【月刊・白鵬】横綱がはまった「スポーツ漫画」 (2ページ目)

  • 武田葉月●構成 text&photo by Takeda Hazuki

 迎えた千秋楽。まず、高安が敗れて脱落。優勝を争う相手は、直接対決する2敗の琴奨菊と3敗の豪栄道のふたりに絞られました。私はもちろんのこと、誰もがその一番に注目していました。しかもその日の朝、豪栄道が勝って12勝すれば、場所後に大関昇進という審判部の方針が明らかになったことで、一層注目度が増しました。

 結果は、大関昇進がかかった豪栄道が奮起して勝利。豪栄道と琴奨菊が3敗で並んで、結びの一番で私が敗れれば、3人による優勝決定戦に持ち込まれる状況となりました。おかげで、私が土俵に上がるまでの間は、そんな展開を期待するムードが館内に漂っていましたね。

 実際、私自身「優勝決定巴戦になるかもしれない......」という不安を抱えていました。土俵下で前の取組みを見ている間は、少なからず緊張していたと思います。

 しかし、こうしたもつれたシチュエーションは、私にとって初めての経験ではありません。土俵に上がったときには、「落ち着いていけば大丈夫」と自分に言い聞かせて、自分を信じて相撲を取った結果、日馬富士に勝利。30回目の優勝を飾ることができました。

 その瞬間、心底ホッとしたのと同時に、自分は本当に幸せ者だな、と思いましたね。

 話は変わりますが、このところ、じわじわと相撲人気が高まってきたこともあってか、この4月から『暴れん坊力士!! 松太郎』(テレビ朝日系)という相撲アニメがテレビで放送されるようになりました。かつて、漫画雑誌『ビッグコミック』(小学館)に連載されていた、ちばてつや氏原作の相撲ヒーロー漫画『のたり松太郎』をアニメ化したものだそうです。

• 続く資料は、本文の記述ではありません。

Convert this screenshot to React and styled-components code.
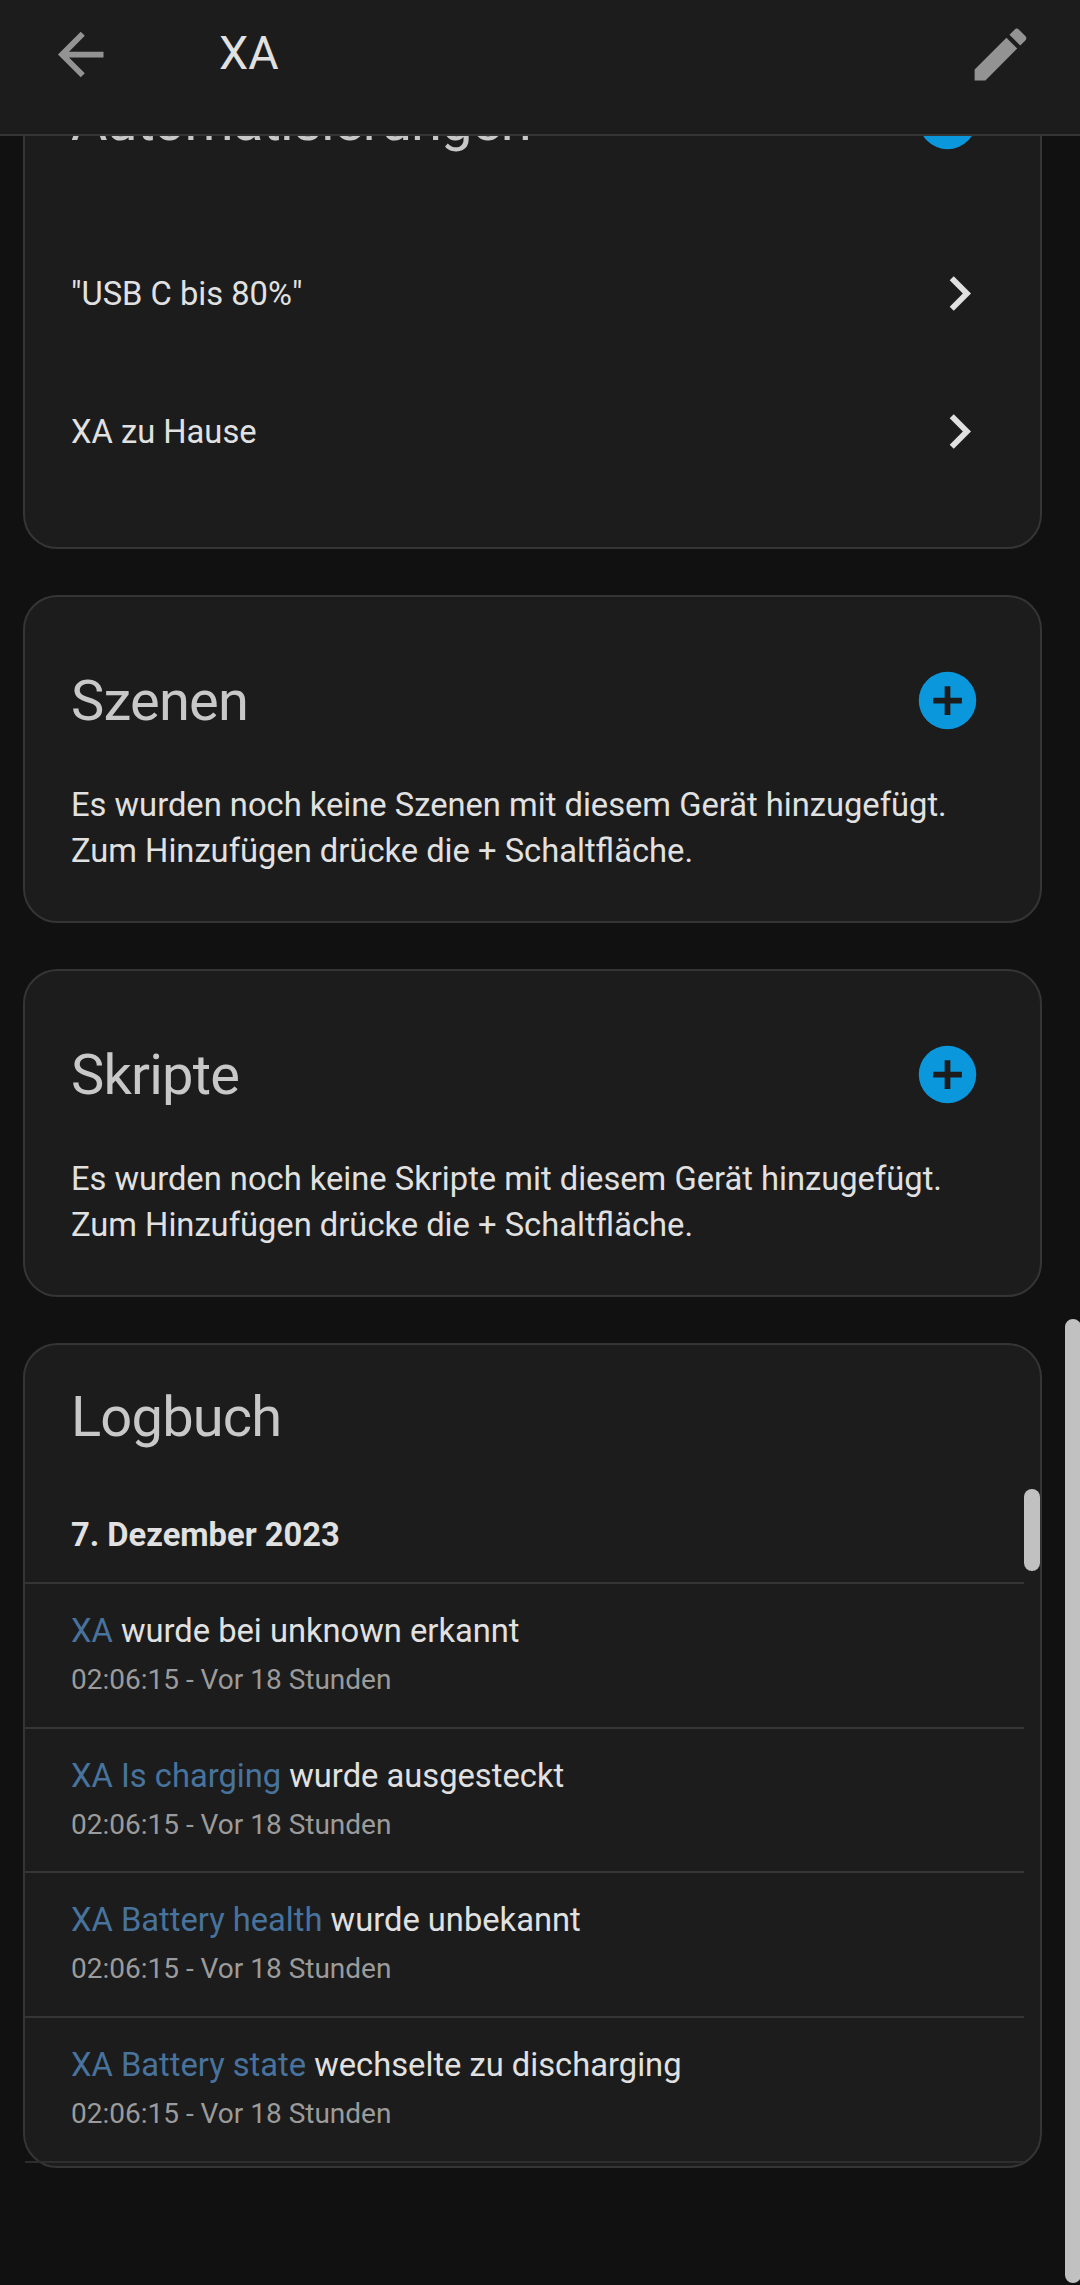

 内容は、破天荒な青年・松太郎が、ひょんなことから相撲部屋に入門。相撲界でいろいろなことを経験しながら、一人前の力士に成長していくストーリーです。主人公の松太郎はまさしく型破りな人間なんですが、非常に魅力的なキャラクターで、なかなか面白いアニメなんですよ。

 日本では、漫画やアニメの影響を受けて、スポーツを始める子どもが結構いると聞いています。それで最近は、この『暴れん坊力士!! 松太郎』を見て、相撲を始めてくれる子どもたちが増えてくれたらいいな、なんて思っています。